Vinita Dawra Nangia
It is important to record the dark periods of history in order to understand all aspects of humanity, lest we forget and repeat mistakes
If you visit Poland, a trip to Auschwitz is a given. Warnings of an emotional onslaught did not bother me; I wanted to explore my own emotions in the face of one of the world’s deadliest mass killing pogroms.
And so it was an anticlimax when walking through Auschwitz felt more like a pilgrimage than a trail of horror, emotion or tears. A fellow tourist echoed my feelings when he said, “I expected Auschwitz to be much bigger, and I thought I would be affected far more than I was.“ He sounded disappointed, almost as if a little more emotional wrenching was in order! Indeed, Aushwitz has the look of a place that has exorcised all its ghosts.
Scrubbed clean and almost antiseptic, the barracks that saw the torture and extermination of more than a million prisoners by Nazis during World War II, 90 percent of them Jews, have been wiped clean of the scent of fear and pain. The super sanitised environ is in sharp contrast with the depraved inhumanity and breach of human rights this site witnessed. But then you come to the rooms that house within large glass cases tufts of hair from the heads of more than a lakh Jewish prisoners, shoes, suitcases marked with their names, baby clothes and baby shoes and the reality of the tragedy hits across the decades. These are the images you carry away with you. Indeed it is important to be able to feel. We wish to feel because we care. We choose to remember this tragedy and be affected by it as part of an unspoken resolve to not let it recur.
This is Dark Tourism the appeal of sites associated with tragedy and inhumanity. Warsaw, with its history of battering at the hands of Germans and Russians, also has museums dedicated to the Warsaw Uprising and the Uprising of the Jews, as do most Western countries to record their dark eras. New York attracts tourists to Ground Zero.
In India, with our culture of blaming it all on destiny, celebration of life and moving on, we have a singular lack of sites that record the dark aspects of our history. We sorely lack museums that record the track of misery and suffering we repeatedly went through at the hands of invaders museums that could serve as a constant reminder for the need to be sensitised to the possibility of recurrences.
As Prof J Lennon, who coined the term `Dark Tourism’ says in an article in The Telegraph, visiting Dark Tourism sites is a crucial way for us to learn the lessons of the past. He warns that not to record may encourage future generations to forget terrible periods of human history. “Dark Tourism, like our dark history, occupies an important part of our understanding of what it is to be human.“
To not record does not obliterate the fact that the horror did exist and as time goes by, more than an emotional journey, Dark Tourism sites are a journey of intellectual curiosity and a horrific, but necessary, reminder of the cruelty we are capable of. We go there to remind ourselves that this happened, and to sensitise ourselves to the need for preventing such atrocities.
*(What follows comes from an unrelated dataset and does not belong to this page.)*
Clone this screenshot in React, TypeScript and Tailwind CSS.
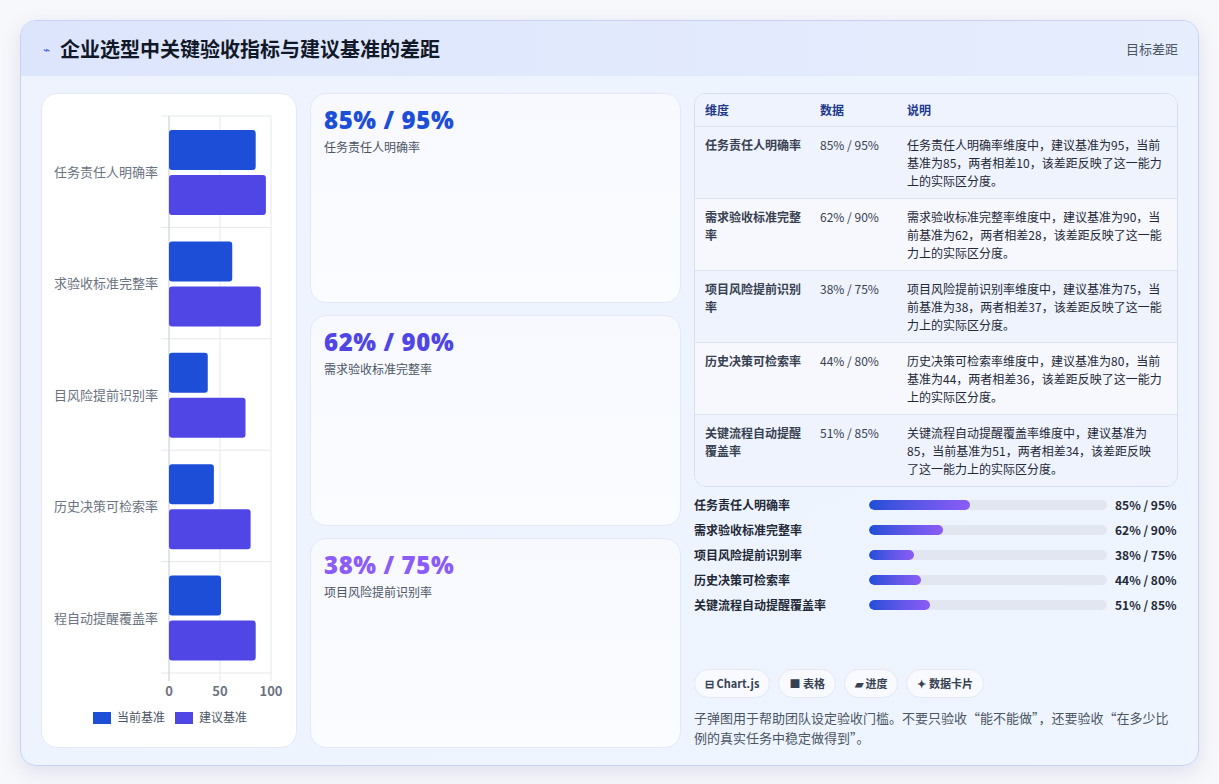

Though we may reject the possibility, can we be so sure history will not repeat itself? The fact is, as historian Laurence Rees says, people don’t change, circumstances do. After all, technology makes it so much easier today to be able to perpetrate atrocities on fellow humans without having to look them in the eye, as you kill. And, then what? It’s too scarily like a video game… Just requires one kinky mind at the helm.
And so, it becomes exceedingly important to remember and empathise else we repeat our dark history. Again, and again! Don’t we, in India?